QUOTE (Travis Mays @ Dec 18 2005, 04:46 PM) <{POST_SNAPBACK}>
I posted this as a reply somewhere else, but it might get swallowed up. I've never ever seen a laserdisc movie. How do they par up to DVD? I know they're better than VHS but do they even approach DVD quality? I'm wondering because I might get the OT and I just want to know if it would be worth the money or if I should just settle with my VHS copies.

The very rare all "CAV" laserdiscs have every single frame of film on the disc, so you can pause and slo-mo with perfect fluidity and zero artifacting. It is an analog format, like VHS, so what you see is what you get. The quality of the image is mych better than VHS.

The more common "CLV" format contains about half the frames of the film, with digital approximations making up for the motion of the film. These look fine when you watch them, but they naturally do not have the fluidity in slo-mo, reverse, etc.

The hard-to-get boxed set of the OT is all CAV, and is the preferred source for making DVD copies.
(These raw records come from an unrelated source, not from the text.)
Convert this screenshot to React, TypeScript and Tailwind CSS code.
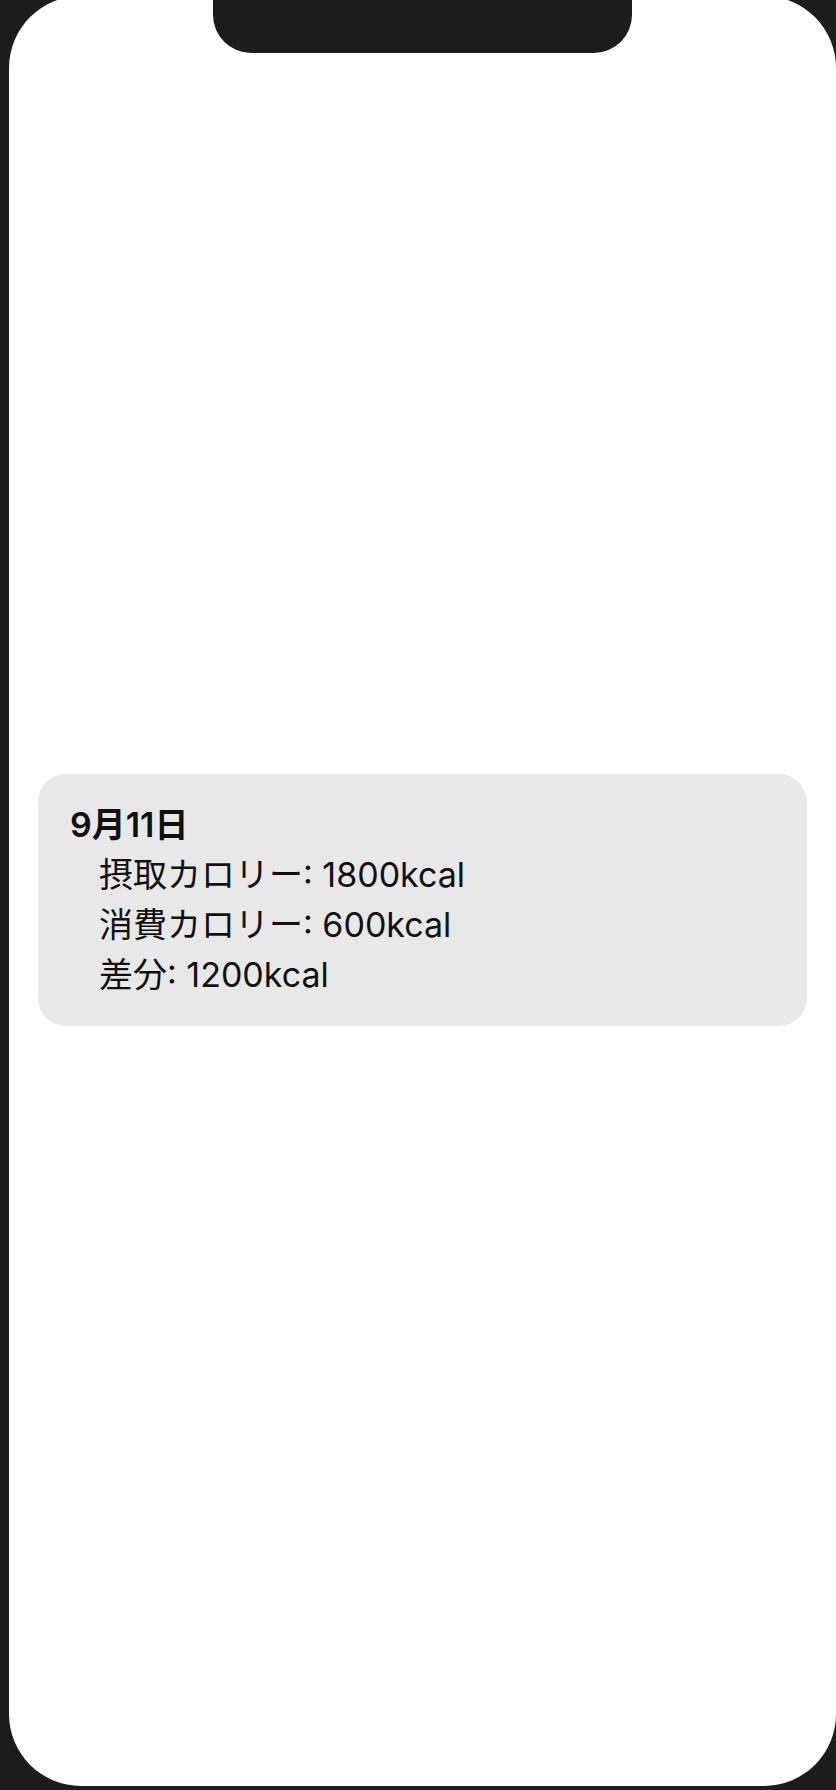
const entries = [
  { label: '摂取カロリー', value: '1800kcal' },
  { label: '消費カロリー', value: '600kcal' },
  { label: '差分', value: '1200kcal' },
];

export default function App() {
  return (
    <div className="h-[1790px] w-[836px] overflow-hidden bg-[#1c1c1c] pl-[9px]">
      {/* device screen */}
      <div className="relative -mt-[4px] flex h-[1790px] w-[827px] flex-col justify-center rounded-[72px] bg-white pt-[18px]">
        {/* notch */}
        <div className="absolute left-[204px] top-0 h-[57px] w-[419px] rounded-b-[38px] bg-[#1c1c1c]" />

        <div
          className="mx-[29px] rounded-[28px] bg-[#e8e8e8] px-[32px] py-[26px] text-[34px] leading-[50px] text-[#111]"
          style={{ fontFamily: 'Inter, "Noto Sans CJK JP", sans-serif' }}
        >
          <div className="font-semibold">9月11日</div>
          {entries.map((e) => (
            <div key={e.label} className="pl-[29px]">
              {e.label}: {e.value}
            </div>
          ))}
        </div>
      </div>
    </div>
  );
}
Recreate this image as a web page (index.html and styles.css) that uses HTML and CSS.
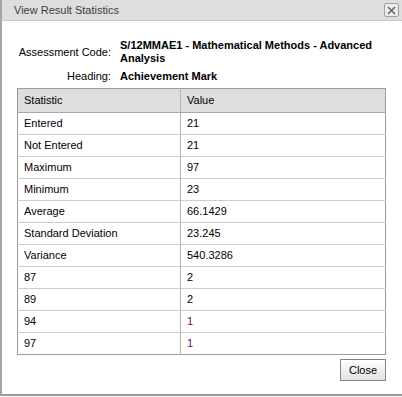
FILE: index.html
```html
<!DOCTYPE html>
<html>
<head>
<meta charset="utf-8">
<link rel="stylesheet" href="styles.css">
</head>
<body>
<div class="dialog">
  <div class="titlebar">
    <span class="title">View Result Statistics</span>
    <span class="close-x">
      <svg width="9" height="9" viewBox="0 0 9 9"><path d="M1 1 L8 8 M8 1 L1 8" stroke="#666" stroke-width="1.6" fill="none"/></svg>
    </span>
  </div>
  <div class="content">
    <div class="info">
      <div class="label">Assessment Code:</div>
      <div class="value">S/12MMAE1 - Mathematical Methods - Advanced Analysis</div>
      <div class="label">Heading:</div>
      <div class="value">Achievement Mark</div>
    </div>
    <table class="stats">
      <thead>
        <tr><th class="c1">Statistic</th><th class="c2">Value</th></tr>
      </thead>
      <tbody>
        <tr><td class="c1">Entered</td><td class="c2">21</td></tr>
        <tr><td class="c1">Not Entered</td><td class="c2">21</td></tr>
        <tr><td class="c1">Maximum</td><td class="c2">97</td></tr>
        <tr><td class="c1">Minimum</td><td class="c2">23</td></tr>
        <tr><td class="c1">Average</td><td class="c2">66.1429</td></tr>
        <tr><td class="c1">Standard Deviation</td><td class="c2">23.245</td></tr>
        <tr><td class="c1">Variance</td><td class="c2">540.3286</td></tr>
        <tr><td class="c1">87</td><td class="c2">2</td></tr>
        <tr><td class="c1">89</td><td class="c2">2</td></tr>
        <tr><td class="c1">94</td><td class="c2 one">1</td></tr>
        <tr><td class="c1">97</td><td class="c2 one">1</td></tr>
      </tbody>
    </table>
    <div class="actions">
      <button class="btn">Close</button>
    </div>
  </div>
</div>
</body>
</html>
```
FILE: styles.css
```css
html, body {
  margin: 0;
  padding: 0;
  background: #fff;
}
body {
  width: 402px;
  height: 397px;
  overflow: hidden;
  font-family: "Liberation Sans", Arial, sans-serif;
  font-size: 11px;
  color: #000;
}
.dialog {
  width: 400px;
  height: 394px;
  border-left: 2px solid #a4a4a4;
  border-bottom: 2px solid #9a9a9a;
  background: #fff;
  display: flex;
  flex-direction: column;
}
.titlebar {
  height: 20px;
  background: #dedede;
  border-bottom: 1px solid #c9c9c9;
  display: flex;
  align-items: center;
  justify-content: space-between;
  padding: 0 3px 0 12px;
}
.title {
  color: #3c3c3c;
  font-size: 11px;
}
.close-x {
  width: 13px;
  height: 12px;
  border: 1px solid #a0a0a0;
  border-radius: 2px;
  background: #ececec;
  display: flex;
  align-items: center;
  justify-content: center;
}
.content {
  padding: 18px 0 0 15px;
}
.info {
  display: grid;
  grid-template-columns: 94px 264px;
  column-gap: 9px;
  row-gap: 5px;
  align-items: center;
  line-height: 13px;
}
.label {
  text-align: right;
  color: #000;
}
.value {
  font-weight: bold;
  color: #000;
}
.stats {
  margin-top: 5px;
  width: 369px;
  border-collapse: collapse;
  border: 1px solid #9c9c9c;
}
.stats th, .stats td {
  text-align: left;
  font-weight: normal;
  padding: 0 0 0 6px;
  line-height: 13px;
}
.stats th {
  background: #dedede;
  height: 23px;
  border-bottom: 1px solid #a8a8a8;
}
.stats td {
  height: 21px;
  border-top: 1px solid #cdcdcd;
}
.stats .c1 {
  width: 156px;
}
.stats .c2 {
  border-left: 1px solid #b4b4b4;
}
.stats .one {
  color: #6e0a64;
}
.actions {
  display: flex;
  justify-content: flex-end;
  width: 369px;
  margin-top: 4px;
}
.btn {
  width: 46px;
  height: 22px;
  padding: 0;
  border: 1px solid #858585;
  border-radius: 0;
  background: linear-gradient(#ffffff, #f2f2f2 45%, #e2e2e2);
  font-family: "Liberation Sans", Arial, sans-serif;
  font-size: 11px;
  color: #000;
}
```
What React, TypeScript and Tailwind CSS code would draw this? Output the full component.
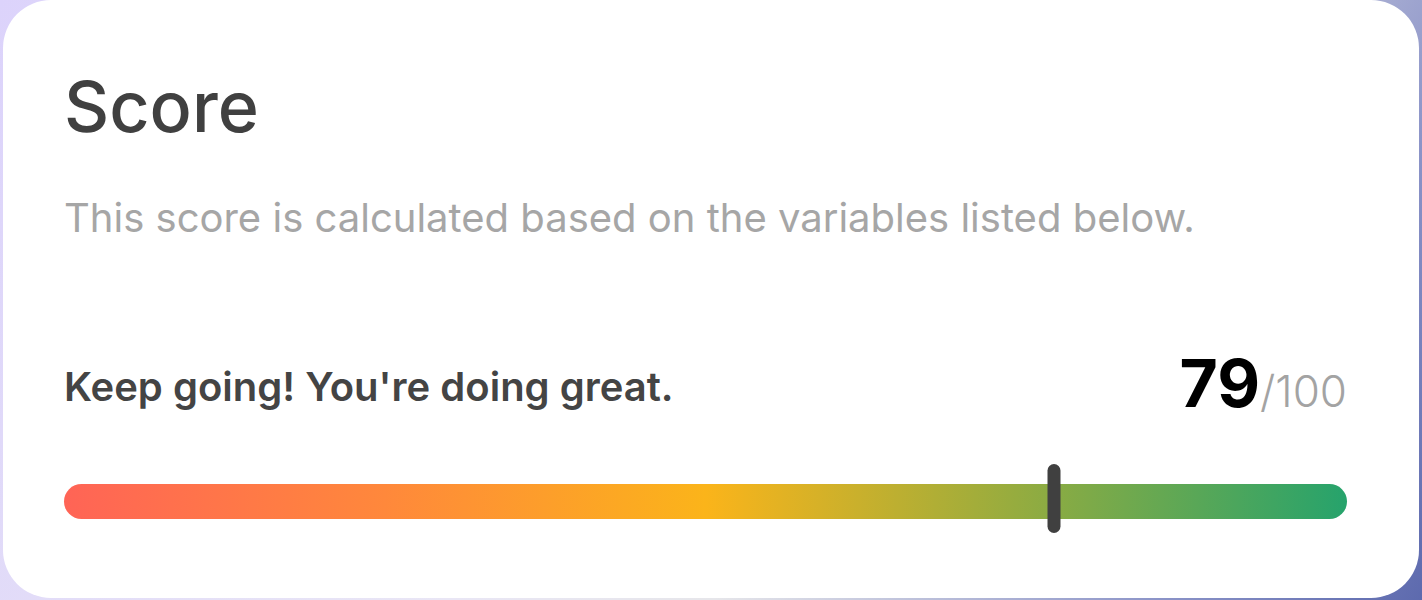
export default function App() {
  const score = 79;

  return (
    <div className="h-[600px] w-full overflow-hidden bg-[linear-gradient(120deg,#dcd3fb_0%,#e9e6f5_45%,#e6e6ea_60%,#8c94c8_85%,#5d6aae_100%)] px-[3px] font-['Inter',sans-serif]">
      <div className="flex h-[598px] flex-col rounded-[48px] bg-white pl-[61px] pr-[72px] pt-[67px]">
        <h1 className="text-[70px] font-medium leading-[80px] text-[#404040]">Score</h1>

        <p className="mt-[47px] text-[40px] leading-[48px] text-[#a6a6a6]">
          This score is calculated based on the variables listed below.
        </p>

        <div className="mt-[108px] flex items-end justify-between">
          <div className="pb-[13px] text-[40px] font-semibold leading-[48px] text-[#444444]">
            Keep going! You're doing great.
          </div>
          <div className="flex items-baseline leading-[66px]">
            <span className="text-[66px] font-bold text-black">{score}</span>
            <span className="text-[44px] font-light text-[#a3a3a3]">/100</span>
          </div>
        </div>

        {/* bar */}
        <div className="relative mt-[60px] h-[35px] rounded-full bg-[linear-gradient(90deg,#ff6456_0%,#ff883b_25%,#fbb41a_50%,#8aab43_77%,#26a36c_100%)]">
          <div
            className="absolute top-[-20px] h-[69px] w-[13px] -translate-x-1/2 rounded-full bg-[#404040]"
            style={{ left: "77.2%" }}
          />
        </div>
      </div>
    </div>
  );
}
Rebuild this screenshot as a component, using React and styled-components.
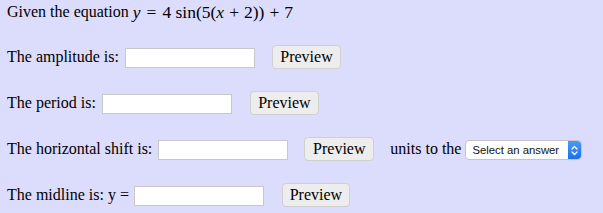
import React from "react";
import styled, { createGlobalStyle } from "styled-components";

const Global = createGlobalStyle`
  html, body { margin: 0; padding: 0; background: #dcdcfc; }
  body { font-family: "Liberation Serif", "Times New Roman", serif; font-size: 16px; color: #000; }
`;

const Page = styled.div`
  width: 603px;
  height: 213px;
  padding: 0 0 0 7px;
  box-sizing: border-box;
  background: #dcdcfc;
  display: flex;
  flex-direction: column;
  overflow: hidden;
`;

const Intro = styled.div`
  flex: 0 0 24px;
  display: flex;
  align-items: center;
  white-space: pre;
  margin-bottom: 10px;
`;

const Math = styled.span`
  font-family: "Liberation Serif", serif;
  font-size: 17.5px;
  margin-left: 4px;
  white-space: pre;
`;

const MI = styled.i`
  font-style: italic;
`;

const MO = styled.span`
  margin: 0 ${(p) => p.$sp ?? 5}px;
`;

const Row = styled.div`
  flex: 0 0 46px;
  display: flex;
  align-items: center;
`;

const Label = styled.span`
  white-space: pre;
  margin-right: ${(p) => p.$mr || 6}px;
`;

const Input = styled.input`
  box-sizing: border-box;
  width: 130px;
  height: 20px;
  border: 1px solid #c8c8c8;
  background: #fff;
  padding: 0 3px;
  margin: 1px 0 0;
  outline: none;
`;

const Button = styled.button`
  box-sizing: border-box;
  height: 24px;
  width: ${(p) => p.$w || 69}px;
  margin-left: ${(p) => p.$ml || 17}px;
  padding: 0;
  border: 1px solid #d0d0d0;
  border-radius: 4px;
  background: #ededed;
  font-family: "Liberation Serif", "Times New Roman", serif;
  font-size: 16px;
  color: #000;
`;

const Units = styled.span`
  margin-left: 16px;
  margin-right: 4px;
  white-space: pre;
`;

const Select = styled.div`
  box-sizing: border-box;
  width: 117px;
  height: 20px;
  border: 1px solid #c4c4c4;
  border-radius: 4px;
  background: #fff;
  display: flex;
  align-items: center;
  justify-content: space-between;
  overflow: hidden;
  margin-top: 2px;
`;

const SelectText = styled.span`
  font-family: "Liberation Sans", Arial, sans-serif;
  font-size: 11.3px;
  padding-left: 6px;
  color: #111;
  white-space: nowrap;
`;

const Stepper = styled.span`
  flex: 0 0 13px;
  height: 18px;
  background: linear-gradient(#4a9bf7, #1a6ff0);
  border-radius: 0 3px 3px 0;
  display: flex;
  align-items: center;
  justify-content: center;
`;

export default function App() {
  return (
    <>
      <Global />
      <Page>
        <Intro>
          Given the equation
          <Math>
            <MI>y</MI>
            <MO $sp={6}>=</MO>4<MO $sp={0}> </MO>sin(5(<MI>x</MI>
            <MO>+</MO>2))<MO>+</MO>7
          </Math>
        </Intro>
        <Row>
          <Label>The amplitude is:</Label>
          <Input />
          <Button>Preview</Button>
        </Row>
        <Row>
          <Label>The period is:</Label>
          <Input />
          <Button $ml={18}>Preview</Button>
        </Row>
        <Row>
          <Label>The horizontal shift is:</Label>
          <Input />
          <Button $ml={16} $w={70}>Preview</Button>
          <Units>units to the</Units>
          <Select>
            <SelectText>Select an answer</SelectText>
            <Stepper>
              <svg width="7" height="11" viewBox="0 0 7 11" fill="none" stroke="#fff" strokeWidth="1.3" strokeLinecap="round" strokeLinejoin="round">
                <path d="M1 4 L3.5 1.5 L6 4" />
                <path d="M1 7 L3.5 9.5 L6 7" />
              </svg>
            </Stepper>
          </Select>
        </Row>
        <Row>
          <Label $mr={5}>The midline is: y =</Label>
          <Input />
          <Button $ml={18} $w={68}>Preview</Button>
        </Row>
      </Page>
    </>
  );
}
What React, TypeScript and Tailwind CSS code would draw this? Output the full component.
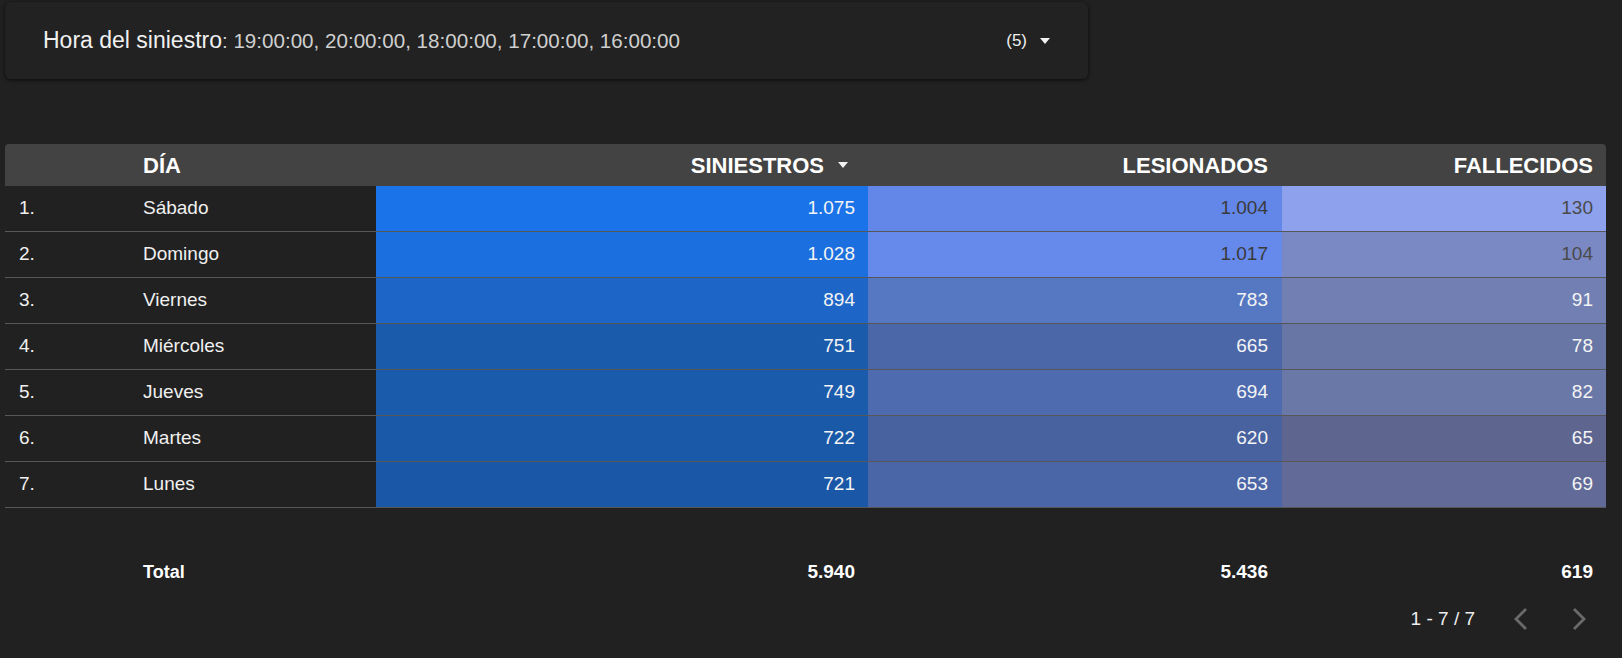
const rows = [
  { n: 1, dia: "Sábado", s: "1.075", l: "1.004", f: "130", sBg: "bg-[#1a73e8]", lBg: "bg-[#6387e8]", fBg: "bg-[#8ea1ec]", lDark: true, fDark: true },
  { n: 2, dia: "Domingo", s: "1.028", l: "1.017", f: "104", sBg: "bg-[#1b6fde]", lBg: "bg-[#6689ec]", fBg: "bg-[#7a89c4]", lDark: true, fDark: true },
  { n: 3, dia: "Viernes", s: "894", l: "783", f: "91", sBg: "bg-[#1d66c8]", lBg: "bg-[#5677c2]", fBg: "bg-[#717fb2]", lDark: false, fDark: false },
  { n: 4, dia: "Miércoles", s: "751", l: "665", f: "78", sBg: "bg-[#1b5bac]", lBg: "bg-[#4b67a8]", fBg: "bg-[#6876a5]", lDark: false, fDark: false },
  { n: 5, dia: "Jueves", s: "749", l: "694", f: "82", sBg: "bg-[#1b5bab]", lBg: "bg-[#4f6baf]", fBg: "bg-[#6a78a8]", lDark: false, fDark: false },
  { n: 6, dia: "Martes", s: "722", l: "620", f: "65", sBg: "bg-[#1a59a8]", lBg: "bg-[#48629f]", fBg: "bg-[#5e6690]", lDark: false, fDark: false },
  { n: 7, dia: "Lunes", s: "721", l: "653", f: "69", sBg: "bg-[#1a58a7]", lBg: "bg-[#4b66a6]", fBg: "bg-[#626b97]", lDark: false, fDark: false },
];

function Caret() {
  return (
    <svg width="10" height="6" viewBox="0 0 10 6">
      <path d="M0 0 L10 0 L5 6 Z" fill="#f2f2f2" />
    </svg>
  );
}

function Chevron({ dir }: { dir: "left" | "right" }) {
  return (
    <svg width="15" height="24" viewBox="0 0 15 24">
      <path
        d={dir === "left" ? "M13 2 L3 12 L13 22" : "M2 2 L12 12 L2 22"}
        fill="none"
        stroke="#6a6a6a"
        strokeWidth="2.8"
      />
    </svg>
  );
}

const grid = "grid grid-cols-[138px_233px_492px_414px_1fr]";

export default function App() {
  return (
    <div className="w-[1622px] h-[658px] bg-[#212121] text-white font-['Liberation_Sans',Arial,sans-serif] overflow-hidden">
      {/* filter chip */}
      <div className="ml-[5px] mt-[2px] w-[1083px] h-[77px] bg-[#222222] rounded-md shadow-[0_1px_4px_rgba(0,0,0,0.7)] flex items-center pl-[38px] pr-[38px]">
        <div className="flex-1 leading-none whitespace-nowrap flex items-baseline">
          <span className="text-[23px] text-[#f0f0f0]">Hora del siniestro</span>
          <span className="text-[20.6px] text-[#cfcfcf]">: 19:00:00, 20:00:00, 18:00:00, 17:00:00, 16:00:00</span>
        </div>
        <span className="text-[17px] text-[#f0f0f0]">(5)</span>
        <span className="ml-[13px] flex items-center"><Caret /></span>
      </div>

      {/* table */}
      <div className="ml-[5px] mt-[65px] w-[1601px]">
        <div className={`${grid} h-[42px] bg-[#434343] rounded-t-[4px] items-center text-[22px] font-bold text-white`}>
          <div />
          <div>DÍA</div>
          <div className="flex justify-end items-center gap-[14px] pr-[20px]">
            <span>SINIESTROS</span>
            <Caret />
          </div>
          <div className="text-right pr-[14px]">LESIONADOS</div>
          <div className="text-right pr-[13px]">FALLECIDOS</div>
        </div>
        {rows.map((r) => (
          <div key={r.n} className={`${grid} h-[46px] border-b border-[#575757] text-[19px]`}>
            <div className="flex items-center pl-[14px] text-[#f0f0f0]">{r.n}.</div>
            <div className="flex items-center text-[#f0f0f0]">{r.dia}</div>
            <div className={`${r.sBg} flex items-center justify-end pr-[13px] text-[#f4f4f4]`}>{r.s}</div>
            <div className={`${r.lBg} flex items-center justify-end pr-[14px] ${r.lDark ? "text-[#3a3a3a]" : "text-[#f4f4f4]"}`}>{r.l}</div>
            <div className={`${r.fBg} flex items-center justify-end pr-[13px] ${r.fDark ? "text-[#4a4a4a]" : "text-[#f4f4f4]"}`}>{r.f}</div>
          </div>
        ))}

        <div className={`${grid} h-[46px] mt-[41px] items-center text-[19px] font-bold text-white`}>
          <div />
          <div className="text-[18px]">Total</div>
          <div className="text-right pr-[13px]">5.940</div>
          <div className="text-right pr-[14px]">5.436</div>
          <div className="text-right pr-[13px]">619</div>
        </div>
      </div>

      <div className="flex justify-end items-center h-[30px] mt-[9px] pr-[35px]">
        <span className="text-[19px] text-[#eeeeee]">1 - 7 / 7</span>
        <span className="ml-[38px] flex"><Chevron dir="left" /></span>
        <span className="ml-[44px] flex"><Chevron dir="right" /></span>
      </div>
    </div>
  );
}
There are similar boxes for a few other films, from Alien to Lawrence of Arabia.

Laserdisc priced itself out of the market, and may have long-term weaknesses. Many users claim that their discs are losing their quality over time, suffering an effect commonly called "laser rot." Also, as digital compression gets better, DVD image quality will improve. Its sound quality was right off the bat better than anything laserdisc ever managed.
"I had a lot of different ideas. At one point, Luke, Leia and Ben were all going to be little people, and we did screen tests to see if we could do that." -George Lucas, in STAR WARS: the Annotated Screenplays (p197).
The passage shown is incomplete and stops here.